• **Request**
Go through the lines below and copy each one that holds the string "components".

• **Data lines**
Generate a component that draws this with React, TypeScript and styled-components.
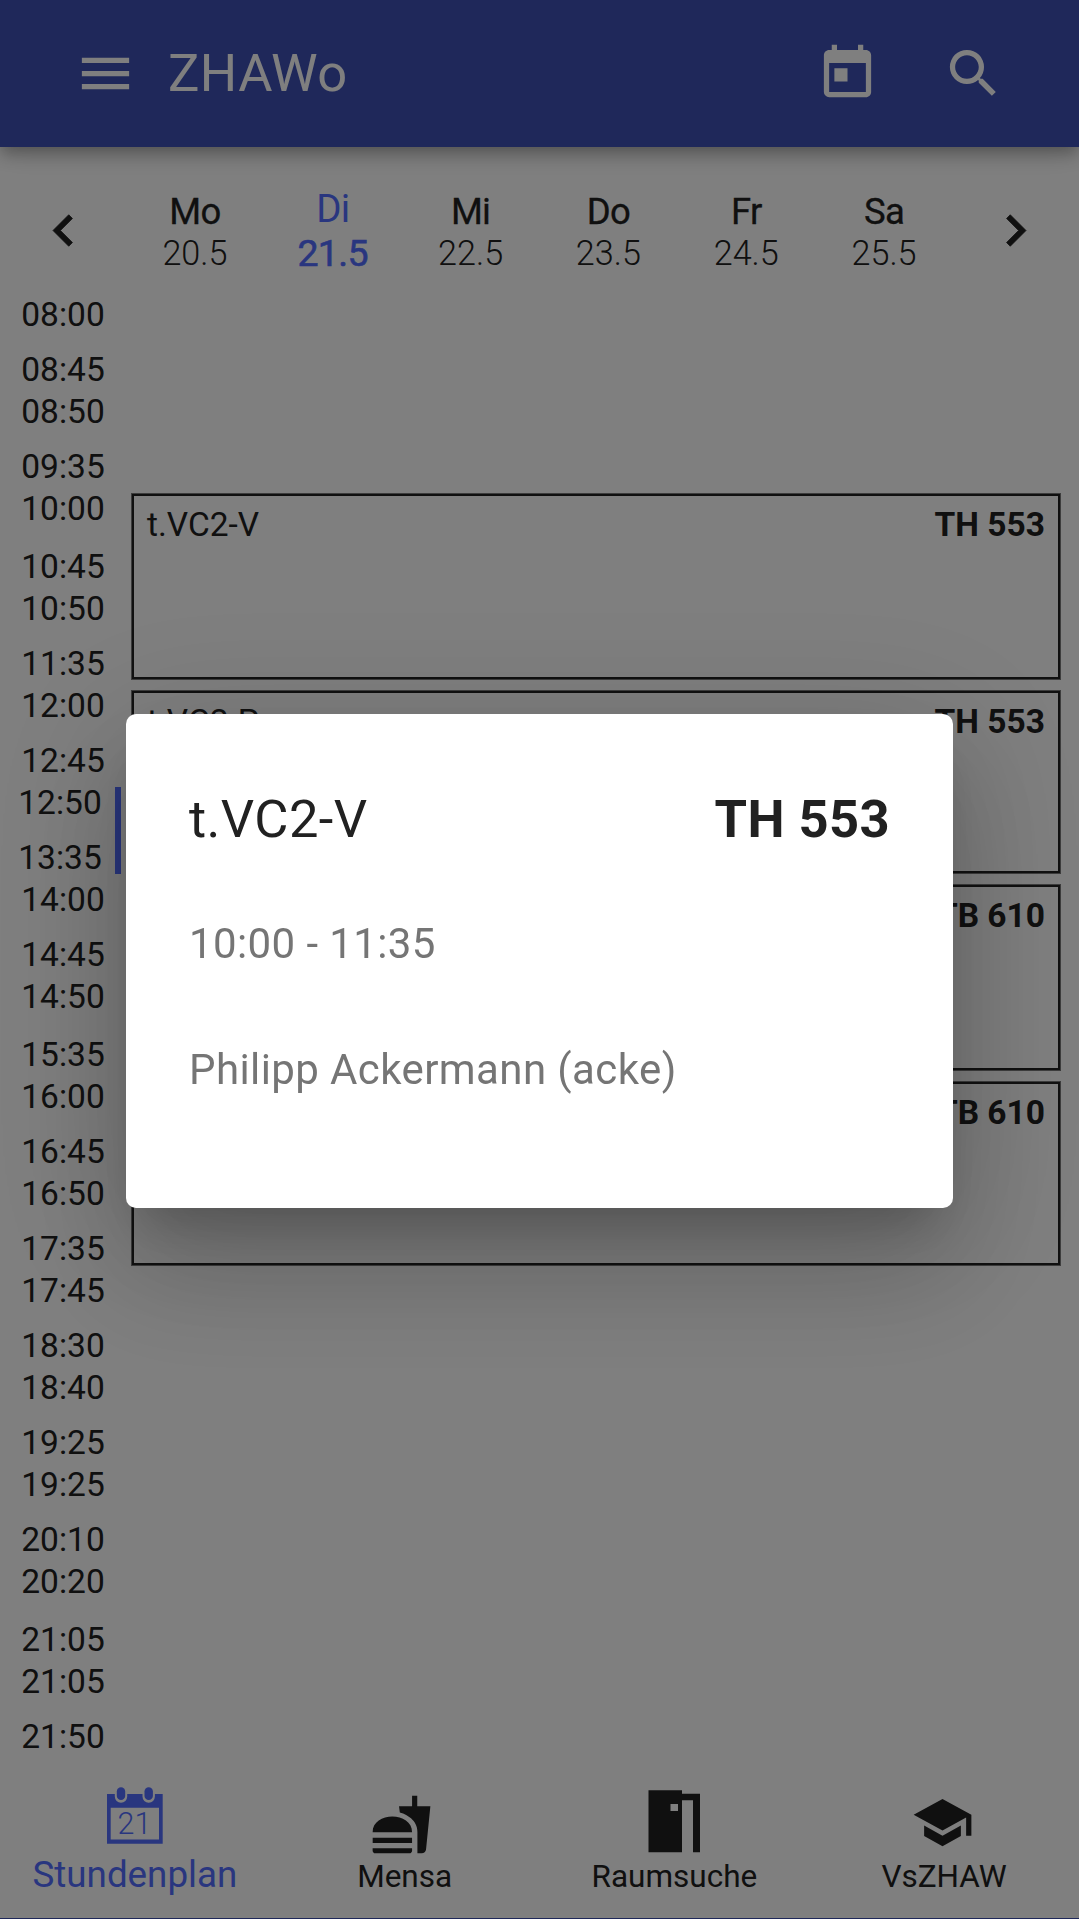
import React from "react";
import styled, { createGlobalStyle } from "styled-components";
import {
  MdMenu,
  MdToday,
  MdSearch,
  MdChevronLeft,
  MdChevronRight,
  MdFastfood,
  MdSchool,
} from "react-icons/md";

const GlobalStyle = createGlobalStyle`
  * { box-sizing: border-box; }
  body { margin: 0; background: #fff; font-family: Roboto, "Liberation Sans", sans-serif; color: #212121; }
`;

const Screen = styled.div`
  width: 1079px;
  height: 1919px;
  display: flex;
  flex-direction: column;
  overflow: hidden;
  border-bottom: 1px solid #3f51b5;
`;

const AppBar = styled.header`
  flex: none;
  height: 147px;
  padding: 0 74px;
  display: flex;
  align-items: center;
  gap: 63px;
  background: #3f51b5;
  color: #fff;
  box-shadow: 0 5px 13px -3px rgba(0, 0, 0, 0.2), 0 10px 16px 0 rgba(0, 0, 0, 0.14),
    0 3px 31px 0 rgba(0, 0, 0, 0.12);
`;

const BarTitle = styled.h1`
  flex: 1;
  margin: 0 0 0 -32px;
  font-size: 52.5px;
  font-weight: 400;
  line-height: 61px;
  letter-spacing: 0.4px;
`;

const DayStrip = styled.nav`
  flex: none;
  height: 146px;
  display: flex;
  padding-top: 21px;
`;

const ArrowButton = styled.div`
  width: 126px;
  height: 125px;
  display: flex;
  align-items: center;
  justify-content: center;
  path:not([fill="none"]) {
    stroke: currentColor;
    stroke-width: 0.3px;
  }
`;

const Day = styled.div<{ $active?: boolean }>`
  flex: 1;
  height: 126px;
  padding-top: ${(p) => (p.$active ? 0 : 1)}px;
  display: flex;
  flex-direction: column;
  align-items: center;
  justify-content: center;
  color: ${(p) => (p.$active ? "#536dfe" : "#212121")};
`;

const DayName = styled.span<{ $active?: boolean }>`
  font-size: ${(p) => (p.$active ? 38.5 : 36.5)}px;
  line-height: ${(p) => (p.$active ? 44 : 42)}px;
  letter-spacing: -0.7px;
  -webkit-text-stroke: ${(p) => (p.$active ? "0" : "0.3px #212121")};
`;

const DayDate = styled.span<{ $active?: boolean }>`
  font-size: ${(p) => (p.$active ? 37.5 : 34.2)}px;
  line-height: ${(p) => (p.$active ? 45 : 40)}px;
  font-weight: ${(p) => (p.$active ? 400 : 300)};
  letter-spacing: ${(p) => (p.$active ? -0.6 : 0)}px;
  -webkit-text-stroke: ${(p) => (p.$active ? "0.6px #536dfe" : "0")};
`;

const Schedule = styled.main`
  flex: 1;
  display: flex;
`;

const TimeColumn = styled.div`
  width: 126px;
  padding: 0 5px;
`;

const Slot = styled.div<{ $height: number }>`
  height: ${(p) => p.$height}px;
  padding: 6px 0 4px;
`;

const SlotTimes = styled.div<{ $current?: boolean }>`
  height: 100%;
  display: flex;
  flex-direction: column;
  justify-content: space-between;
  align-items: center;
  border-right: ${(p) => (p.$current ? "6px solid #536dfe" : "none")};
`;

const Time = styled.span`
  font-size: 33.5px;
  line-height: 32px;
`;

const EventColumn = styled.div`
  flex: 1;
  padding: 200px 18px 0 5px;
  display: flex;
  flex-direction: column;
  gap: 10px;
`;

const Lesson = styled.article<{ $height: number }>`
  height: ${(p) => p.$height}px;
  padding: 13px 15px;
  display: flex;
  justify-content: space-between;
  align-items: flex-start;
  border: 1px solid rgba(33, 33, 33, 0.6);
  box-shadow: inset 0 0 0 2px #212121;
  font-size: 33.5px;
  line-height: 36px;
`;

const Room = styled.strong`
  margin-left: auto;
  font-weight: 700;
`;

const BottomNav = styled.footer`
  flex: none;
  height: 147px;
  display: flex;
`;

const NavItem = styled.div<{ $active?: boolean }>`
  flex: 1;
  display: flex;
  flex-direction: column;
  align-items: center;
  padding-top: 19px;
  color: ${(p) => (p.$active ? "#536dfe" : "#212121")};
`;

const NavIcon = styled.div<{ $shift?: number; $drop?: number }>`
  height: 63px;
  margin-left: ${(p) => p.$shift ?? 0}px;
  padding-top: ${(p) => p.$drop ?? 0}px;
  svg {
    display: block;
    overflow: visible;
  }
`;

const NavLabel = styled.span<{ $active?: boolean }>`
  font-size: ${(p) => (p.$active ? 36.75 : 31.5)}px;
  line-height: ${(p) => (p.$active ? 43 : 48)}px;
`;

const Scrim = styled.div`
  position: fixed;
  inset: 0;
  width: 1079px;
  height: 1919px;
  display: flex;
  align-items: center;
  justify-content: center;
  background: rgba(0, 0, 0, 0.5);
`;

const Dialog = styled.section`
  width: 827px;
  height: 493.5px;
  margin-top: 2.5px;
  padding: 68px 63px;
  border-radius: 10px;
  background: #fff;
  box-shadow: 0 29px 46px -18px rgba(0, 0, 0, 0.2), 0 63px 116px 8px rgba(0, 0, 0, 0.14),
    0 24px 140px 21px rgba(0, 0, 0, 0.12);
`;

const DialogTitle = styled.div`
  display: flex;
  font-size: 52.5px;
  line-height: 74px;
  letter-spacing: 0.4px;
  margin-bottom: 57px;
`;

const DialogText = styled.p`
  margin: 0 0 64px;
  font-size: 42px;
  line-height: 62px;
  letter-spacing: 0.4px;
  color: #757575;
`;

const days = [
  ["Mo", "20.5"],
  ["Di", "21.5"],
  ["Mi", "22.5"],
  ["Do", "23.5"],
  ["Fr", "24.5"],
  ["Sa", "25.5"],
];

const slots: [string, string, number][] = [
  ["08:00", "08:45", 97],
  ["08:50", "09:35", 97],
  ["10:00", "10:45", 100],
  ["10:50", "11:35", 97],
  ["12:00", "12:45", 97],
  ["12:50", "13:35", 97],
  ["14:00", "14:45", 97],
  ["14:50", "15:35", 100],
  ["16:00", "16:45", 97],
  ["16:50", "17:35", 97],
  ["17:45", "18:30", 97],
  ["18:40", "19:25", 97],
  ["19:25", "20:10", 97],
  ["20:20", "21:05", 100],
  ["21:05", "21:50", 97],
];

const lessons: { title?: string; room: string; height: number }[] = [
  { title: "t.VC2-V", room: "TH 553", height: 187 },
  { title: "t.VC2-P", room: "TH 553", height: 184 },
  { room: "TB 610", height: 187 },
  { room: "TB 610", height: 185 },
];

const CalendarIcon = ({ day }: { day: number }) => (
  <svg width="56" height="63" viewBox="0 0 56 63" fill="currentColor">
    <path
      fillRule="evenodd"
      d="M0 4H7.800V6.500a6.200 6.200 0 0 0 12.400 0V4H35.500V6.500a6.200 6.200 0 0 0 12.400 0V4H55.700V53.800H0ZM3.700 17.700V49.500H52V17.700Z"
    />
    <rect x="9.800" y="-2.700" width="8.400" height="12.800" rx="4.200" />
    <rect x="37.500" y="-2.700" width="8.400" height="12.800" rx="4.200" />
    <text x="27.500" y="43.700" fontSize="30.500" fontWeight="300" textAnchor="middle">
      {day}
    </text>
  </svg>
);

const DoorIcon = () => (
  <svg width="63" height="63" viewBox="0 0 63 63" fill="currentColor">
    <path
      fillRule="evenodd"
      d="M5.500 .2H39V3.700H57V62.300H50V10.200H39V62.300H5.500ZM27.500 14V21H35V14Z"
    />
  </svg>
);

export default function App() {
  return (
    <>
      <GlobalStyle />
      <Screen>
        <AppBar>
          <MdMenu size={63} />
          <BarTitle>ZHAWo</BarTitle>
          <MdToday size={63} />
          <MdSearch size={63} />
        </AppBar>
        <DayStrip>
          <ArrowButton>
            <MdChevronLeft size={63} />
          </ArrowButton>
          {days.map(([name, date]) => (
            <Day key={name} $active={name === "Di"}>
              <DayName $active={name === "Di"}>{name}</DayName>
              <DayDate $active={name === "Di"}>{date}</DayDate>
            </Day>
          ))}
          <ArrowButton>
            <MdChevronRight size={63} />
          </ArrowButton>
        </DayStrip>
        <Schedule>
          <TimeColumn>
            {slots.map(([from, to, height]) => (
              <Slot key={from + to} $height={height}>
                <SlotTimes $current={from === "12:50"}>
                  <Time>{from}</Time>
                  <Time>{to}</Time>
                </SlotTimes>
              </Slot>
            ))}
          </TimeColumn>
          <EventColumn>
            {lessons.map(({ title, room, height }, i) => (
              <Lesson key={i} $height={height}>
                {title && <span>{title}</span>}
                <Room>{room}</Room>
              </Lesson>
            ))}
          </EventColumn>
        </Schedule>
        <BottomNav>
          <NavItem $active>
            <NavIcon>
              <CalendarIcon day={21} />
            </NavIcon>
            <NavLabel $active>Stundenplan</NavLabel>
          </NavItem>
          <NavItem>
            <NavIcon $shift={-6} $drop={2.5}>
              <MdFastfood size={63} />
            </NavIcon>
            <NavLabel>Mensa</NavLabel>
          </NavItem>
          <NavItem>
            <NavIcon>
              <DoorIcon />
            </NavIcon>
            <NavLabel>Raumsuche</NavLabel>
          </NavItem>
          <NavItem>
            <NavIcon $shift={-4} $drop={0.5}>
              <MdSchool size={63} />
            </NavIcon>
            <NavLabel>VsZHAW</NavLabel>
          </NavItem>
        </BottomNav>
      </Screen>
      <Scrim>
        <Dialog>
          <DialogTitle>
            <span>t.VC2-V</span>
            <Room>TH 553</Room>
          </DialogTitle>
          <DialogText>10:00 - 11:35</DialogText>
          <DialogText>Philipp Ackermann (acke)</DialogText>
        </Dialog>
      </Scrim>
    </>
  );
}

• **Exercise answer**
Generate a component that draws this with React, TypeScript and styled-components.
import styled, { createGlobalStyle } from "styled-components";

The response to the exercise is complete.